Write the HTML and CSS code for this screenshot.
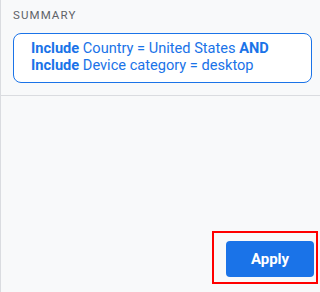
FILE: index.html
```html
<!DOCTYPE html>
<html>
<head>
<meta charset="utf-8">
<link rel="stylesheet" href="styles.css">
</head>
<body>
<div class="panel">
  <section class="summary">
    <div class="label">SUMMARY</div>
    <div class="card">
      <b>Include</b> Country = United States <b>AND</b><br>
      <b>Include</b> Device category = desktop
    </div>
  </section>
  <div class="footer">
    <div class="highlight">
      <button class="apply">Apply</button>
    </div>
  </div>
</div>
</body>
</html>
```
FILE: styles.css
```css
html, body {
  margin: 0;
  padding: 0;
  background: #f8f9fa;
}
.panel {
  height: 292px;
  box-sizing: border-box;
  border-left: 1px solid #dadce0;
  background: #f8f9fa;
  display: flex;
  flex-direction: column;
  font-family: Roboto, "Liberation Sans", sans-serif;
}
.summary {
  padding: 7px 8px 12px 12px;
  border-bottom: 1px solid #dadce0;
}
.label {
  font-size: 11.5px;
  line-height: 16px;
  letter-spacing: 1.1px;
  color: #5f6368;
  margin-bottom: 10px;
}
.card {
  background: #fff;
  border: 1px solid #1a73e8;
  border-radius: 8px;
  padding: 6px 8px 8px 17px;
  font-size: 14.6px;
  line-height: 17px;
  color: #1a73e8;
}
.card b {
  font-weight: 700;
}
.footer {
  flex: 1;
  display: flex;
  justify-content: flex-end;
  align-items: flex-end;
  padding: 0 2px 8px 0;
}
.highlight {
  border: 2px solid #ff0000;
  padding: 8px 2px 5px 12px;
}
.apply {
  display: block;
  width: 88px;
  height: 36px;
  border: none;
  border-radius: 4px;
  background: #1a73e8;
  color: #fff;
  font-family: Roboto, "Liberation Sans", sans-serif;
  font-size: 15px;
  font-weight: 700;
  padding: 0;
}
```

YOUR GOAL. Working from the lines above, reproduce the material exactly and exclude its pictures.

TASK SOLUTION.
Write the HTML and CSS code for this screenshot.
FILE: index.html
```html
<!DOCTYPE html>
<html>
<head>
<meta charset="utf-8">
<link rel="stylesheet" href="styles.css">
</head>
<body>
<div class="panel">
  <section class="summary">
    <div class="label">SUMMARY</div>
    <div class="card">
      <b>Include</b> Country = United States <b>AND</b><br>
      <b>Include</b> Device category = desktop
    </div>
  </section>
  <div class="footer">
    <div class="highlight">
      <button class="apply">Apply</button>
    </div>
  </div>
</div>
</body>
</html>
```
FILE: styles.css
```css
html, body {
  margin: 0;
  padding: 0;
  background: #f8f9fa;
}
.panel {
  height: 292px;
  box-sizing: border-box;
  border-left: 1px solid #dadce0;
  background: #f8f9fa;
  display: flex;
  flex-direction: column;
  font-family: Roboto, "Liberation Sans", sans-serif;
}
.summary {
  padding: 7px 8px 12px 12px;
  border-bottom: 1px solid #dadce0;
}
.label {
  font-size: 11.5px;
  line-height: 16px;
  letter-spacing: 1.1px;
  color: #5f6368;
  margin-bottom: 10px;
}
.card {
  background: #fff;
  border: 1px solid #1a73e8;
  border-radius: 8px;
  padding: 6px 8px 8px 17px;
  font-size: 14.6px;
  line-height: 17px;
  color: #1a73e8;
}
.card b {
  font-weight: 700;
}
.footer {
  flex: 1;
  display: flex;
  justify-content: flex-end;
  align-items: flex-end;
  padding: 0 2px 8px 0;
}
.highlight {
  border: 2px solid #ff0000;
  padding: 8px 2px 5px 12px;
}
.apply {
  display: block;
  width: 88px;
  height: 36px;
  border: none;
  border-radius: 4px;
  background: #1a73e8;
  color: #fff;
  font-family: Roboto, "Liberation Sans", sans-serif;
  font-size: 15px;
  font-weight: 700;
  padding: 0;
}
```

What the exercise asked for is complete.